_EXERCISE AIM_: Restate, exactly and without pictures, the lines from the start of the listing below through the line holding "import React from".

_DATA EXTRACT_:

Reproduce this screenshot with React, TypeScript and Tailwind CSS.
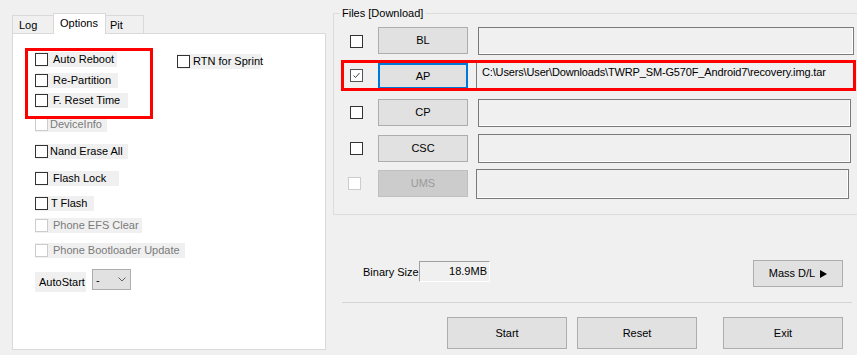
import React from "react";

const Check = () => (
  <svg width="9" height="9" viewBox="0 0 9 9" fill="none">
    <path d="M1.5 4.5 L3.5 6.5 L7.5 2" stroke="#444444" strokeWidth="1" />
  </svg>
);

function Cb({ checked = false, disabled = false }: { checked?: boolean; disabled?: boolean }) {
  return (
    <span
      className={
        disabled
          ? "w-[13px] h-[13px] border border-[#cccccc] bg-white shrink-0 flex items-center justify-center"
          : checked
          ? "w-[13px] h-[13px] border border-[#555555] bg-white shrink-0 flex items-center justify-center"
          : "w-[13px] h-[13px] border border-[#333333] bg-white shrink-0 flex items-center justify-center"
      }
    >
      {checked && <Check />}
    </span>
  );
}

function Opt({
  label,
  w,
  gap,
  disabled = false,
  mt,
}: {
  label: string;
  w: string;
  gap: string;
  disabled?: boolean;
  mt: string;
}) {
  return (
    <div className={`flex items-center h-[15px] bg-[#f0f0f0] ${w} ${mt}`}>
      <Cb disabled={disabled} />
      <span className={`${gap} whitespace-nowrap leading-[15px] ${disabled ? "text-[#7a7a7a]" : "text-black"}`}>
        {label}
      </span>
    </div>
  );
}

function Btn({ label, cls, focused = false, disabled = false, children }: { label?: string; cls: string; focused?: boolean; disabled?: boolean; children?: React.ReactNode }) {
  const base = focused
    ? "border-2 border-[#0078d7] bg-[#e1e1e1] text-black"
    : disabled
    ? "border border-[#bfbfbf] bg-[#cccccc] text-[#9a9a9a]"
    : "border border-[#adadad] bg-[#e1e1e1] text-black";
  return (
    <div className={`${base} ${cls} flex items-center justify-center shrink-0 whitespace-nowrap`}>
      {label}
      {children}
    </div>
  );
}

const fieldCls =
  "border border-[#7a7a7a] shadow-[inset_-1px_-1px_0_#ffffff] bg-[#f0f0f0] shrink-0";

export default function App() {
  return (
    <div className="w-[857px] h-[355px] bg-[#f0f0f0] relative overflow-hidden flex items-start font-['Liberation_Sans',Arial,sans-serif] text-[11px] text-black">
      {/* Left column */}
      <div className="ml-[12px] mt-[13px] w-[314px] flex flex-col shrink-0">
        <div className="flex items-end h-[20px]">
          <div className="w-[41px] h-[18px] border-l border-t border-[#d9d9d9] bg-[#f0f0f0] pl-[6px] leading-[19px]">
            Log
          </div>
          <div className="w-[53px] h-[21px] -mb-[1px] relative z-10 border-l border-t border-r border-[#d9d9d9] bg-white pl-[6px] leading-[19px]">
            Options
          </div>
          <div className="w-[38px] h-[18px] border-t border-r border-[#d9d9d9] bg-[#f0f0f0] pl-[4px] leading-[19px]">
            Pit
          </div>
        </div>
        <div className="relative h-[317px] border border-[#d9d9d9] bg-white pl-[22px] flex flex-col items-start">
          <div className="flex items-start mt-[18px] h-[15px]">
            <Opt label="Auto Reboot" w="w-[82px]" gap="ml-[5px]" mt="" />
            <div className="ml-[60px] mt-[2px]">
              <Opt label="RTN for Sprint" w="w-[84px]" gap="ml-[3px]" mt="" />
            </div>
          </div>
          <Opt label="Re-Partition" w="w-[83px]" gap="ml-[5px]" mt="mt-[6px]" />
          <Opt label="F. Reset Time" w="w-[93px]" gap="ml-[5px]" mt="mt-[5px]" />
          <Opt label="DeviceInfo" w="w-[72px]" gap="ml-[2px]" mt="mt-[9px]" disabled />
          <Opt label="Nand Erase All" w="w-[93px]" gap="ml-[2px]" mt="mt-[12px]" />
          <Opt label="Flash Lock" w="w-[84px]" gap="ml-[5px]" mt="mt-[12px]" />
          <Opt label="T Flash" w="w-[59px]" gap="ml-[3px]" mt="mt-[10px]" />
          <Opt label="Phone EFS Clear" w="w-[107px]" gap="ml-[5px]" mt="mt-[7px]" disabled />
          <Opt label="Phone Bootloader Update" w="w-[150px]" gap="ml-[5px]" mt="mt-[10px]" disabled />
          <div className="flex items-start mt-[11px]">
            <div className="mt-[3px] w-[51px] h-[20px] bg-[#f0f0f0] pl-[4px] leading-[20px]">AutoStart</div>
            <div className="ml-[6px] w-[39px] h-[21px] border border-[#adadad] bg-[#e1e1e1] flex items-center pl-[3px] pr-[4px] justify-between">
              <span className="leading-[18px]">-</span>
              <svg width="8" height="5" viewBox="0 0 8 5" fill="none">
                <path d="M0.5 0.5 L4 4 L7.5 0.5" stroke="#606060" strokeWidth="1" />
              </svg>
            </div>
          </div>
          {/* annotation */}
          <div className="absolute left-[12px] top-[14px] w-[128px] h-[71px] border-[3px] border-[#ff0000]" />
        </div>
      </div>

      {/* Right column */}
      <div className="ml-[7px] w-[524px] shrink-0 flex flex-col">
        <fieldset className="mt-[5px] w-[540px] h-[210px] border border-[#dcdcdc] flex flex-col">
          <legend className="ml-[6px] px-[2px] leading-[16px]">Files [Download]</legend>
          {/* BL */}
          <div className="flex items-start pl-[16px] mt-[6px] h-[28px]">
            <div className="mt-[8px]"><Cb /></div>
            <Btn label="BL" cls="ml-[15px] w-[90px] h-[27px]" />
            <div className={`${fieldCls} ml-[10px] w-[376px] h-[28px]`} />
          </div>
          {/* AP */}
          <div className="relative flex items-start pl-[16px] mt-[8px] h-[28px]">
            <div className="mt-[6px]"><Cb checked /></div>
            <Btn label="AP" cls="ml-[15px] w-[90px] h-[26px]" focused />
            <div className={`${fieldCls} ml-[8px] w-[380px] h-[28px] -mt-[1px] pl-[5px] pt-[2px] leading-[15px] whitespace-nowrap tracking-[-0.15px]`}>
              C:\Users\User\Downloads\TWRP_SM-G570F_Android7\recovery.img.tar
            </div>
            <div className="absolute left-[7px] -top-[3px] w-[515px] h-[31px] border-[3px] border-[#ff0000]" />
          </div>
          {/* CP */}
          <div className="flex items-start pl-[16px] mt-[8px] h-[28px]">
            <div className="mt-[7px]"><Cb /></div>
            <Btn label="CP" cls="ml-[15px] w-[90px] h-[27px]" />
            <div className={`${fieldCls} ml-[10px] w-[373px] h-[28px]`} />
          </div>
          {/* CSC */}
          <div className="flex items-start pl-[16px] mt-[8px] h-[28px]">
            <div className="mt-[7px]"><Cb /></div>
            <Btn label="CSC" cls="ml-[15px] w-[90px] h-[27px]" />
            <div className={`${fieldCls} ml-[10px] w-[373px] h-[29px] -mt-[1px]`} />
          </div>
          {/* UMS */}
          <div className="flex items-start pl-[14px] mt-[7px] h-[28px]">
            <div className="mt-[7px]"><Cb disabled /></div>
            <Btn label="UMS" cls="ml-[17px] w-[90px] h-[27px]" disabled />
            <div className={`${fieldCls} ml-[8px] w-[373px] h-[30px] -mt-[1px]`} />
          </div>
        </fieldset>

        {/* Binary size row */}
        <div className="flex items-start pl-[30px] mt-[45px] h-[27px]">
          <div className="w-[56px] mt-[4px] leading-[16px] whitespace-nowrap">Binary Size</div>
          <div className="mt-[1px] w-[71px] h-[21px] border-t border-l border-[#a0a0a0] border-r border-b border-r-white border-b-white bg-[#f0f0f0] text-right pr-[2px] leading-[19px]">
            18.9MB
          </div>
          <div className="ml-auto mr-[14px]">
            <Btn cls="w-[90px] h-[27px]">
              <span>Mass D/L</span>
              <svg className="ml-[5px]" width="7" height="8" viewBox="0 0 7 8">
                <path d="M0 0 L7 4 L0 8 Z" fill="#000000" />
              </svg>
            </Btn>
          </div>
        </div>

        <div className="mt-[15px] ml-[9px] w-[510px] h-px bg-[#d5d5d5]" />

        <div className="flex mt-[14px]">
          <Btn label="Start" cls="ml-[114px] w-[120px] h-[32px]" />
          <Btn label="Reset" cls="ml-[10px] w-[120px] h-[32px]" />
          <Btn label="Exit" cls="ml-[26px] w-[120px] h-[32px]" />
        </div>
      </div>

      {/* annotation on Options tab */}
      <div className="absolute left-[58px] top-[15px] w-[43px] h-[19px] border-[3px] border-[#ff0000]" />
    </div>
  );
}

_COMPLETE OUTPUT_:
Reproduce this screenshot with React, TypeScript and Tailwind CSS.
import React from "react";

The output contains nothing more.